Wednesday, October 10, 2012

Cooking: Sometimes you gotta give in



Pumpkin.

Chocolate.

Brownies.

Got your attention, didn't I?
As the weather here in Tennessee has turned a freakishly cool 45 and damp, I have turned to my favorite past time. Eating Baking to warm up my house. There is nothing like the smell of something baking in the oven. I have spent much time the past few weeks on Pinterest and reading my cookbooks looking for something pumpkin to bake that was not the run of the mill pumpkin bread. I am not a huge fan of pumpkin bread or for that matter, pumpkin desserts in general. I know that is blasphemy as I am in the demographic of the Starbucks Pumpkin Spice Latte lovers. But, while I have enjoyed one or two in my day, I am not a dedicated follower. 
But, I do love chocolate. Especially dark chocolate. And I love gingerbread and spice cake. Oh, do I ever so much love gingerbread and spice cake. Lately, I have had a taste for something pumpkin, spicy,chocolate and different.

She's not chocolate. Just spicy and different.
So, in my quest for pumpkin, spicy and chocolate I got in my head yesterday that I wanted pumpkin brownies.  I did what all people my age do when they want to find something, I Googled "Pumpkin Brownies." And, lo and behold, not only is there such a thing, there were loads of recipes. Some of them even have pumpkin AND chocolate in them.
 (Who ever heard of brownies without chocolate? Weird, right?)

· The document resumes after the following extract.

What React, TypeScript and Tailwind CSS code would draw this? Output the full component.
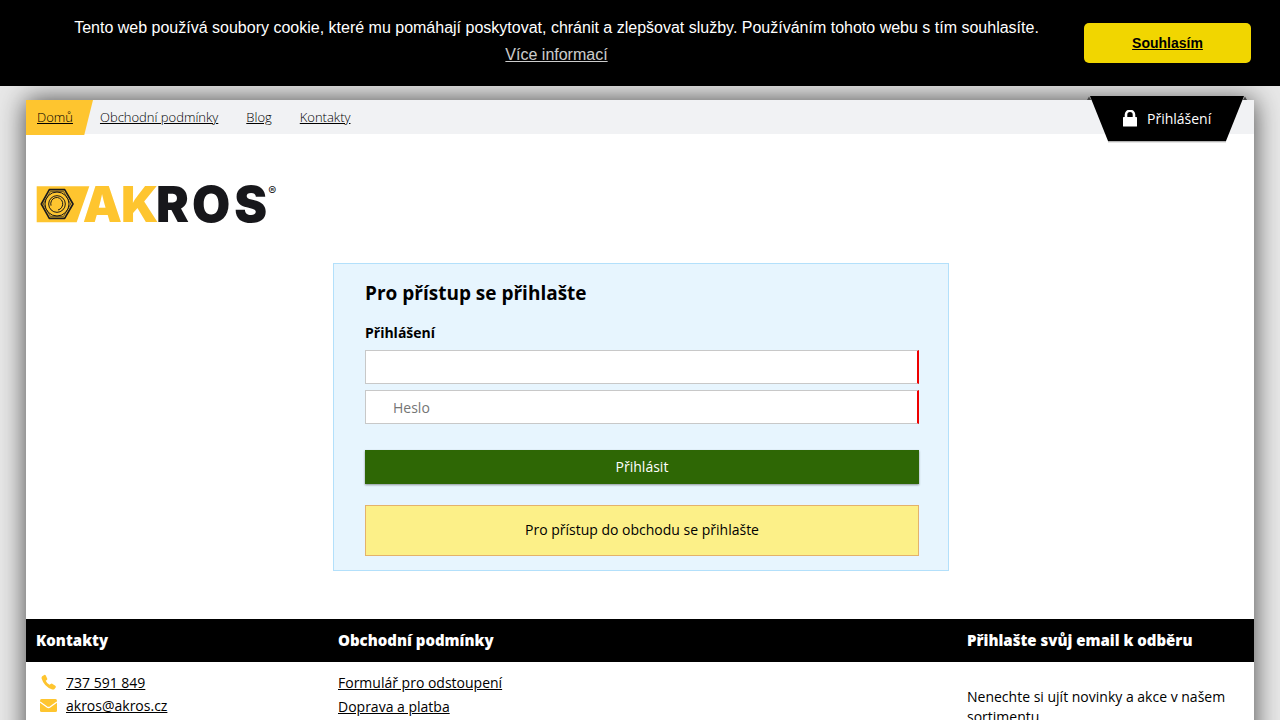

I narrowed it down to one and then completely changed it to fit my wants and desires. 
I upped the cocoa powder by 240x and removed several spices. I also used both brown sugar AND molasses (How can you have mo' lasses if you ain't had no lasses?...it never gets old!). If you want a less spice cake taste, us only brown sugar. Also omit the cinnamon and add 1 tsp vanilla. 


I also frosted it after deciding it wasn't sweet enough. The brownies are just like I like them, fudgey and rich. A very little goes a long way, in other words.

With out further adieu, here is my version of that nagging taste in your mouth.
It totally satisfied my craving.

Tanya Swann's Pumpkin Brownies

  • 1 cup flour
  • 1 tsp baking powder
  • 1/2 cup cocoa powder (unsweetened)
  • 1/2 tsp cinnamon
  • 1/4 tsp salt
  • 1/3 cup packed brown sugar
  • 1/3 cup molasses
  • 1/2 cup canned pumpkin (unsweetened)
  • 1 whole egg
  • 2 egg whites
  • 2 tbl vegetable oil
Oven to 350. Spray a 11X7 baking pan with non stick spray.

In a medium bowl, whisk together dry ingredients. Add pumpkin, eggs, molasses and vegetable oil and stir until mixed. Do not over mix.

Pour into prepared pan and bake 20 minutes. Do not over cook, the brownies will still seem a little like batter. Cool and frost. Yum-O!

Tanya's last minute frosting

2 cups powdered sugar
1/2 cup milk ( I used vanilla almond milk)
1/2 tsp vanilla
1/2 cup unsweetened cocoa powder


Stir until mixed. Will be thick and require some muscle, but sets up nicely.